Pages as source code
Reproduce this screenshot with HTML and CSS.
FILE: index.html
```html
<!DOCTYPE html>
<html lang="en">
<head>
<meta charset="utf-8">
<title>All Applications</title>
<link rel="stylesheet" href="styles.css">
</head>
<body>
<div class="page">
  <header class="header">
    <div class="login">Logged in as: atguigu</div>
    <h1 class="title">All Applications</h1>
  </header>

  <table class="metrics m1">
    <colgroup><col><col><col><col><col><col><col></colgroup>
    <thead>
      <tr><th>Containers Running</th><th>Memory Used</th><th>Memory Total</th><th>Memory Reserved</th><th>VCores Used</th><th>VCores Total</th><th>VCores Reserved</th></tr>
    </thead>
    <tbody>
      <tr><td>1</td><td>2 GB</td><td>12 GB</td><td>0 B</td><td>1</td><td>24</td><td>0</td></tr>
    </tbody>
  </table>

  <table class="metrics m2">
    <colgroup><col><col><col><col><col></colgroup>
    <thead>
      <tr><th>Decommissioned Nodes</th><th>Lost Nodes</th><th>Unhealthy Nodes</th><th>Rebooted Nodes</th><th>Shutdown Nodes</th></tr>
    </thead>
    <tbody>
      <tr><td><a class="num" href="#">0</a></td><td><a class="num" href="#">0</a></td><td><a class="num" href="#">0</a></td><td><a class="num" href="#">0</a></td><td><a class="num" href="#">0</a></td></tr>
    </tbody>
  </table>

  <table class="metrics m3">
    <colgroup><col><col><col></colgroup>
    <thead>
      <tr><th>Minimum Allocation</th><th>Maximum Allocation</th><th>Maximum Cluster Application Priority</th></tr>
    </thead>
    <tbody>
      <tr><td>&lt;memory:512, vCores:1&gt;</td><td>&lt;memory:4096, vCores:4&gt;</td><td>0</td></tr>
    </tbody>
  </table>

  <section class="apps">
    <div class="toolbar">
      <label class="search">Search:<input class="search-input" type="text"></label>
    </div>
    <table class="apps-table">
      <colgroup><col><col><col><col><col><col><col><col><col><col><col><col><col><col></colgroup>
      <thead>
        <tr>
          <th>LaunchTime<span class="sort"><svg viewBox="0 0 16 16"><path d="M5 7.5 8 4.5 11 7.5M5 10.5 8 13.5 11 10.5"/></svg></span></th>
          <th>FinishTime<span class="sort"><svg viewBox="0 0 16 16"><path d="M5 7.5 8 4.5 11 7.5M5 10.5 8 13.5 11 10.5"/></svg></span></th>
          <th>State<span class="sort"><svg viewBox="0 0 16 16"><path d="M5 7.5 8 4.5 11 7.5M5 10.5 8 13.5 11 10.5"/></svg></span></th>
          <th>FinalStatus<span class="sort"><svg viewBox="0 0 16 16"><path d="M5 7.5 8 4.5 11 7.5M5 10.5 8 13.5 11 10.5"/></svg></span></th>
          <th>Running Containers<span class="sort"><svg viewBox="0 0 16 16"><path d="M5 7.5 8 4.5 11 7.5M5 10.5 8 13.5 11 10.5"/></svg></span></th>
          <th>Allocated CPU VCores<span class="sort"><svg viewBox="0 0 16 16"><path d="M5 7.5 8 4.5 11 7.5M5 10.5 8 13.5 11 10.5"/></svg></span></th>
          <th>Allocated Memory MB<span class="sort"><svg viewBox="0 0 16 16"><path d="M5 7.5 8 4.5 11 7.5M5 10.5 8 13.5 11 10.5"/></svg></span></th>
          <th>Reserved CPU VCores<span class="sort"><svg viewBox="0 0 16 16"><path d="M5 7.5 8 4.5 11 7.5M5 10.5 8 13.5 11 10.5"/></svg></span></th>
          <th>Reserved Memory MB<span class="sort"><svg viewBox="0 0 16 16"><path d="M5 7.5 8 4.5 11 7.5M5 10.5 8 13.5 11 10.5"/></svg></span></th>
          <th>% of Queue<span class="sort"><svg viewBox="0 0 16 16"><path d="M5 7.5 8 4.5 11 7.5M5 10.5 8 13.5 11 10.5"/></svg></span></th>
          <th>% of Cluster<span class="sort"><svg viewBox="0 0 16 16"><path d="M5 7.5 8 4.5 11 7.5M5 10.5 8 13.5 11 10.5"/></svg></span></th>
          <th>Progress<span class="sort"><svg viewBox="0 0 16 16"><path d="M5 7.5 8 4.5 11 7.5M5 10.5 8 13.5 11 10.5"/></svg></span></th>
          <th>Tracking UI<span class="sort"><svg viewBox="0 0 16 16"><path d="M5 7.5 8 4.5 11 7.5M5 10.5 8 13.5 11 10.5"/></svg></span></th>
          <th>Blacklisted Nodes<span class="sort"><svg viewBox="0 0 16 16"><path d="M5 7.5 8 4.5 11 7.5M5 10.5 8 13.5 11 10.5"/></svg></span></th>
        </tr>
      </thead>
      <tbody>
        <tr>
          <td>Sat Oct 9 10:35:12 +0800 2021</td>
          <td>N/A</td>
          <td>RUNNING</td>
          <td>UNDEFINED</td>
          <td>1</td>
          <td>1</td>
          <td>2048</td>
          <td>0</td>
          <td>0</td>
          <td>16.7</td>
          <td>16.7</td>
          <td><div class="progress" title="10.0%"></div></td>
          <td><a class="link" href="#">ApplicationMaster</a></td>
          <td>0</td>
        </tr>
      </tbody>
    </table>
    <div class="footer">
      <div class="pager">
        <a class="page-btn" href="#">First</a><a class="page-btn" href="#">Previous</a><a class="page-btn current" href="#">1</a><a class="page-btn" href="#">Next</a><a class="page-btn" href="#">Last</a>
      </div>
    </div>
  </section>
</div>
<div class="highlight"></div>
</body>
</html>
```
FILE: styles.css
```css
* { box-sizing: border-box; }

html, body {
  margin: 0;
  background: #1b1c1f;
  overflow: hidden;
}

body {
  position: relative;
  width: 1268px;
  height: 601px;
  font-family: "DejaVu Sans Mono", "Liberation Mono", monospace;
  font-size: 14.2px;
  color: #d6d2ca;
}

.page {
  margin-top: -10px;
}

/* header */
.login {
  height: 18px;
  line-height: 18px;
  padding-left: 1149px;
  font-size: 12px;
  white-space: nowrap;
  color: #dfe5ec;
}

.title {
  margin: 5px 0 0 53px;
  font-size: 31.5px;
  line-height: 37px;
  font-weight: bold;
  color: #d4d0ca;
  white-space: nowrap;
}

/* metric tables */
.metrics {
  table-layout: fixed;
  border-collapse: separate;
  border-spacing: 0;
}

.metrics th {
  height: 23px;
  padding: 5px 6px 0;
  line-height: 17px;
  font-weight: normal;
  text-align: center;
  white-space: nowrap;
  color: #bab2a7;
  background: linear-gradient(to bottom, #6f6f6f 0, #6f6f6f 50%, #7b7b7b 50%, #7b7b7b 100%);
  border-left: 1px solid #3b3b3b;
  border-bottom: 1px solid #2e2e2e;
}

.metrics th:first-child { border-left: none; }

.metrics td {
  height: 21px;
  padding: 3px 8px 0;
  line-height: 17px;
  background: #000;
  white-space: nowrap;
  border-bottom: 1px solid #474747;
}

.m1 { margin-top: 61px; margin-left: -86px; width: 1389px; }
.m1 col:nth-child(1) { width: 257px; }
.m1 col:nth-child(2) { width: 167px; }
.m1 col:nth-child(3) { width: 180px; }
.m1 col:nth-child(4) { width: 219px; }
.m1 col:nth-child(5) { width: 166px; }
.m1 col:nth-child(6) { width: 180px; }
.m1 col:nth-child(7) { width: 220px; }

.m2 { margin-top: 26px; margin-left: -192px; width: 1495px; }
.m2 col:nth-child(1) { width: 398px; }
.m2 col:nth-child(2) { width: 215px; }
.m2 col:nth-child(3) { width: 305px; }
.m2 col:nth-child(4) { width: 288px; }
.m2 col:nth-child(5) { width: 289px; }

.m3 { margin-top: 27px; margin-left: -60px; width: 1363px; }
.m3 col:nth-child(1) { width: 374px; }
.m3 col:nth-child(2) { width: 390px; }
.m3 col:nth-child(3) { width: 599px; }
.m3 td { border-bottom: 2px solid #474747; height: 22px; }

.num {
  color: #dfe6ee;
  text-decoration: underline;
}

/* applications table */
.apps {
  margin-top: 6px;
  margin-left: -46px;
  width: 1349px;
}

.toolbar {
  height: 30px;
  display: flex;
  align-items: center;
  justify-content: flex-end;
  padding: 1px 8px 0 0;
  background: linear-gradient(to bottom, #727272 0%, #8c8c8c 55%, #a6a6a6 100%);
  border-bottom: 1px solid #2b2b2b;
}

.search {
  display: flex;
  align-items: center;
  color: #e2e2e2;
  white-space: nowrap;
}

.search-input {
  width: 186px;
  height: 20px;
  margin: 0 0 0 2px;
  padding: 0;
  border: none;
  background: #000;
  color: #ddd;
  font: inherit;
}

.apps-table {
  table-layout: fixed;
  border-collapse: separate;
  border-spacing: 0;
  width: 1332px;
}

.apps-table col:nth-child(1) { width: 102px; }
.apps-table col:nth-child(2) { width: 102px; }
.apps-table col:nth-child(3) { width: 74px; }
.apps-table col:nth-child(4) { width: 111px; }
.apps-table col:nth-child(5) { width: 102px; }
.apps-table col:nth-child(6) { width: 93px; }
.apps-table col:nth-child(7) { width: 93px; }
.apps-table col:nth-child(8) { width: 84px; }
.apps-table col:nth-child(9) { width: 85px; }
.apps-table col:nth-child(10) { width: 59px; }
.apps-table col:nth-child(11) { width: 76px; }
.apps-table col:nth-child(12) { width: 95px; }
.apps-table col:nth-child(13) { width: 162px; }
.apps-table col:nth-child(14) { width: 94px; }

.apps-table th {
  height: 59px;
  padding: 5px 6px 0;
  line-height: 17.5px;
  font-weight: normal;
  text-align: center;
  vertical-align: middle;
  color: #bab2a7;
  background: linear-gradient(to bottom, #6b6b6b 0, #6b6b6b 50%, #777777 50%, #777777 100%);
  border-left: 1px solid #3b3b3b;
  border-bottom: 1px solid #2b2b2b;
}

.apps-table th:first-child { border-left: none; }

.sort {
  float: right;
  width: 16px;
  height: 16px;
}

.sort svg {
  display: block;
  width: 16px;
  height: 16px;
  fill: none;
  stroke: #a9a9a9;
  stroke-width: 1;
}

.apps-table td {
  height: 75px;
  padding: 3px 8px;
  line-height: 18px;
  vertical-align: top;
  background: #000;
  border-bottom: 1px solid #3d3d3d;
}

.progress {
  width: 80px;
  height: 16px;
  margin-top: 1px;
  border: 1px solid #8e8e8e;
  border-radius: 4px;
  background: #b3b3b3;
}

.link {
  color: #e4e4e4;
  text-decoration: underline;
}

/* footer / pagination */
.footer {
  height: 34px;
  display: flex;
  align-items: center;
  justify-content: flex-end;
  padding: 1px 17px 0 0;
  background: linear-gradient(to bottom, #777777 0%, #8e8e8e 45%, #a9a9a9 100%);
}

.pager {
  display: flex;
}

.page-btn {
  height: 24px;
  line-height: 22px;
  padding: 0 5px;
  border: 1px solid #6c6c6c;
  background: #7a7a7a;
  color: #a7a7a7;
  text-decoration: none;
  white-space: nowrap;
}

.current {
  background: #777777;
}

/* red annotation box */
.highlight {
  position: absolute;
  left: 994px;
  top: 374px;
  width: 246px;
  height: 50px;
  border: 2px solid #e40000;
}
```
* * *
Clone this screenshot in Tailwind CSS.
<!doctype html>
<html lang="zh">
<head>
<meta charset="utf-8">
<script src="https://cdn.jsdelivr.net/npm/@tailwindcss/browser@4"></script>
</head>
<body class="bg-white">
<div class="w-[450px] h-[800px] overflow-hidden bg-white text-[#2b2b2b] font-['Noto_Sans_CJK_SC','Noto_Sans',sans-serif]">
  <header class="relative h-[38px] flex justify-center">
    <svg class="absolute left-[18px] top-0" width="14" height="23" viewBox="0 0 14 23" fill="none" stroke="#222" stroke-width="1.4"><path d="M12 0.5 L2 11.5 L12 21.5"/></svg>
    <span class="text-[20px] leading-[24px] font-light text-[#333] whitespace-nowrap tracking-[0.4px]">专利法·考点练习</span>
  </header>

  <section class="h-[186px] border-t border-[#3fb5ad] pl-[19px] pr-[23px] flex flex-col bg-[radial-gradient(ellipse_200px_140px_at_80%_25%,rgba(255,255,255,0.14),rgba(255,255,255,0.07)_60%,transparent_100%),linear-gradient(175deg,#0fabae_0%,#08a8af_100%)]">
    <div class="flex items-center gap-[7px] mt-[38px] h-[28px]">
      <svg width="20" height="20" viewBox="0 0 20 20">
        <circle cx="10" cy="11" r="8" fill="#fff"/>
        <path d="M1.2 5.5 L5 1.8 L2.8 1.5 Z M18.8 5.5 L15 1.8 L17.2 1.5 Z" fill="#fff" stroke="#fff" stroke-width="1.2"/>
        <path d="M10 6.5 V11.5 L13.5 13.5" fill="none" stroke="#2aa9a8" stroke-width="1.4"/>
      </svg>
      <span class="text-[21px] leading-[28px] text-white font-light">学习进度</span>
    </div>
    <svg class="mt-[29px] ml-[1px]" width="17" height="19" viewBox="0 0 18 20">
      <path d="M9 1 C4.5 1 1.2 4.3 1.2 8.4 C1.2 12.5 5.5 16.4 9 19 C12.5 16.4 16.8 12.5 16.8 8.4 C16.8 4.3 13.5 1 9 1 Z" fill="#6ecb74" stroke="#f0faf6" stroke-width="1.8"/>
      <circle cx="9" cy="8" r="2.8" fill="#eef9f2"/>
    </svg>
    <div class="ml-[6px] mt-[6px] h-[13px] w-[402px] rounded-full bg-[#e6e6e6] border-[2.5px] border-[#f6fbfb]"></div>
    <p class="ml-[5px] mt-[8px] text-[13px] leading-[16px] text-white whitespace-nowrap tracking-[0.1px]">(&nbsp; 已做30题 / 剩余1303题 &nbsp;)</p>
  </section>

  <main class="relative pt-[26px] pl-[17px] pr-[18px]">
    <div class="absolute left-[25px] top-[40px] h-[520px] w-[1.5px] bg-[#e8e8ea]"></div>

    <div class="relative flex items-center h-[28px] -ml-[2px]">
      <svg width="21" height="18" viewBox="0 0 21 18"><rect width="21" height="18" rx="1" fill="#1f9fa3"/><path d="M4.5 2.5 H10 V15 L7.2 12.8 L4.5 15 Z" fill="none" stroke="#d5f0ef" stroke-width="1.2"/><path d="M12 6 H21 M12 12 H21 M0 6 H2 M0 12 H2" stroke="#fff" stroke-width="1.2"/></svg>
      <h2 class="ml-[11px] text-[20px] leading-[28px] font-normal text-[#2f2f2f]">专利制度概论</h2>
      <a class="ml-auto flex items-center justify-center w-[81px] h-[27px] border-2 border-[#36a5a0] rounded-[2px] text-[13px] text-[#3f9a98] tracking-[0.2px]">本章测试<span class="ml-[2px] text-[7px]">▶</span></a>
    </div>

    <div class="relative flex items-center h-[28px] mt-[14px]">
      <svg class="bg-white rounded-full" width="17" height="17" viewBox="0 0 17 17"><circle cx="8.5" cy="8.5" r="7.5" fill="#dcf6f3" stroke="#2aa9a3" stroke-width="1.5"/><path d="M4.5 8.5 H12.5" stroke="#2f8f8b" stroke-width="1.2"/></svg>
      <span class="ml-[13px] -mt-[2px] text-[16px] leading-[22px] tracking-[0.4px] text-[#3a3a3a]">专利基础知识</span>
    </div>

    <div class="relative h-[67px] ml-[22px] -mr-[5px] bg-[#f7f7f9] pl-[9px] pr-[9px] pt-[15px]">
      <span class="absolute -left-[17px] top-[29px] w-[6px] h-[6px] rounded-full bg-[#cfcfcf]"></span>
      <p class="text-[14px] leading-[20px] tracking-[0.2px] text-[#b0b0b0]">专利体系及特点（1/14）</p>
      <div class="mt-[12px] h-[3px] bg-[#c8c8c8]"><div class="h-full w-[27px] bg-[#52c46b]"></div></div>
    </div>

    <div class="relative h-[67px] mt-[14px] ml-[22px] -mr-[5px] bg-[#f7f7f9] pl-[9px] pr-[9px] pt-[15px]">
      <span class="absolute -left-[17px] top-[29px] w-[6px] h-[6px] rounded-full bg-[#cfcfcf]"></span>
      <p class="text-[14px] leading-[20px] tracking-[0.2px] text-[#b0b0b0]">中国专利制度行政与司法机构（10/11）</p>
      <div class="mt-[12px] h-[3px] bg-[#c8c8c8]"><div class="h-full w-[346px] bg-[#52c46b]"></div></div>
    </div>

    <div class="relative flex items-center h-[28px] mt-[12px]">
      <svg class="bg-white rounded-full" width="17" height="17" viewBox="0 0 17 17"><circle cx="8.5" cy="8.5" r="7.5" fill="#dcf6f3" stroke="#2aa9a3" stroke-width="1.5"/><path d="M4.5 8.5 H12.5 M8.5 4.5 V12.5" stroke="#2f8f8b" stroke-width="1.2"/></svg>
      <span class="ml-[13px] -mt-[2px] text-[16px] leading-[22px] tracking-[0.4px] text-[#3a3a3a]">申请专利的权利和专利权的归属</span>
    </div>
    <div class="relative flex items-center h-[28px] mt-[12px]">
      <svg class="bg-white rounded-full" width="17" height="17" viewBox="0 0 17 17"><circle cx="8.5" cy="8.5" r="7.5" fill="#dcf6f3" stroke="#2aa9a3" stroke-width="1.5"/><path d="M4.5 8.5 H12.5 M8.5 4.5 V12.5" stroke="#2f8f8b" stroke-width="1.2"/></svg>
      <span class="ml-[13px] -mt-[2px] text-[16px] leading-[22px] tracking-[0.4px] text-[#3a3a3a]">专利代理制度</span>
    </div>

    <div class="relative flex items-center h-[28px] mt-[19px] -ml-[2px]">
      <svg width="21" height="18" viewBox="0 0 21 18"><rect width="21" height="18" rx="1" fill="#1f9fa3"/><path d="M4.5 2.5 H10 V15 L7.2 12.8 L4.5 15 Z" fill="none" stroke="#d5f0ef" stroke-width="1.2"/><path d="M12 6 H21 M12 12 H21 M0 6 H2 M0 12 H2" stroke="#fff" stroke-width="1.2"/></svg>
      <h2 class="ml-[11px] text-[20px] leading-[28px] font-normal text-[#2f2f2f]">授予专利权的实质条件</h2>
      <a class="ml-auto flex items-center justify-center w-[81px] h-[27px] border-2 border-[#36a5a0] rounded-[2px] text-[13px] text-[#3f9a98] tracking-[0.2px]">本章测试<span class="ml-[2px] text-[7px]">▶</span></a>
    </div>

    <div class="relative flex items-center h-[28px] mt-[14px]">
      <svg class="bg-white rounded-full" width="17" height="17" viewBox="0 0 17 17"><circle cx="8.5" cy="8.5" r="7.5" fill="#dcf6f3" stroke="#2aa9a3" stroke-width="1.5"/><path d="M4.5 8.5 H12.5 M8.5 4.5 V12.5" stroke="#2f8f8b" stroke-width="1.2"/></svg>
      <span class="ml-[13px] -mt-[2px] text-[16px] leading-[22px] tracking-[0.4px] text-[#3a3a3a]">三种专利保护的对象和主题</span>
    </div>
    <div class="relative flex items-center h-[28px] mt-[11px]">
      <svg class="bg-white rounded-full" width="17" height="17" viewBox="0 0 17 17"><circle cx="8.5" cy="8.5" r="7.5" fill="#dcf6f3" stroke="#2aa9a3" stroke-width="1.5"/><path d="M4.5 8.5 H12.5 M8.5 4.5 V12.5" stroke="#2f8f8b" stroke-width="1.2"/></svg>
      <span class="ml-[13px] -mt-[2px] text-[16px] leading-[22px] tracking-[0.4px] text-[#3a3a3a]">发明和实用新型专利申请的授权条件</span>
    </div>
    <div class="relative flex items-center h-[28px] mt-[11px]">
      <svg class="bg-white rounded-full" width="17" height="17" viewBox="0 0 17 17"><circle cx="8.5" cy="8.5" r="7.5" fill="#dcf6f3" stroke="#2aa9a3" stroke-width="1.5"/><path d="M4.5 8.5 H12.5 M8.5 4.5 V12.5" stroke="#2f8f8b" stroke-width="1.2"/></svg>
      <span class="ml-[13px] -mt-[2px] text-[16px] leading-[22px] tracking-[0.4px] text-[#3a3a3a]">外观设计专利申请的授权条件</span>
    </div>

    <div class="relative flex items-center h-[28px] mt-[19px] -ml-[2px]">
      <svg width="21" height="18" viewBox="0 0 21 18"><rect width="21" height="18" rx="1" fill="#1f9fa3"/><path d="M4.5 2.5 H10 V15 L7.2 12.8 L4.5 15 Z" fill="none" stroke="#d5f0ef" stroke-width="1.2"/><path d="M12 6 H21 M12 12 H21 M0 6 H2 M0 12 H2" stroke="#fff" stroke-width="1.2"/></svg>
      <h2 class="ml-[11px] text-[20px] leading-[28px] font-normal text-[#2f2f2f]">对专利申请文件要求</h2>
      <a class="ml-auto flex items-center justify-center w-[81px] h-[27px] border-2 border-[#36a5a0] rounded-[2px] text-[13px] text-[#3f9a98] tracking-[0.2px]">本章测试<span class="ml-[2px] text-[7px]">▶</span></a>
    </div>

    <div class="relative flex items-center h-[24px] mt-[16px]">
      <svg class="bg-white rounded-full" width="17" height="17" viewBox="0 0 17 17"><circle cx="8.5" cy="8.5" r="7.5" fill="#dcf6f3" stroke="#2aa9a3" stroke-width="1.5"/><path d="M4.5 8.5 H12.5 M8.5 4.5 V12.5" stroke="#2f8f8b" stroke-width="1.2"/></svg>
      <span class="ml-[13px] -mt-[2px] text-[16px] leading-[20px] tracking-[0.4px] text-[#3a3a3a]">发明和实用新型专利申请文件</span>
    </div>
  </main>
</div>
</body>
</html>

What you will do –
How many lines in the records hold the string "this"? Reply with the number alone.

Answer to the exercise –
2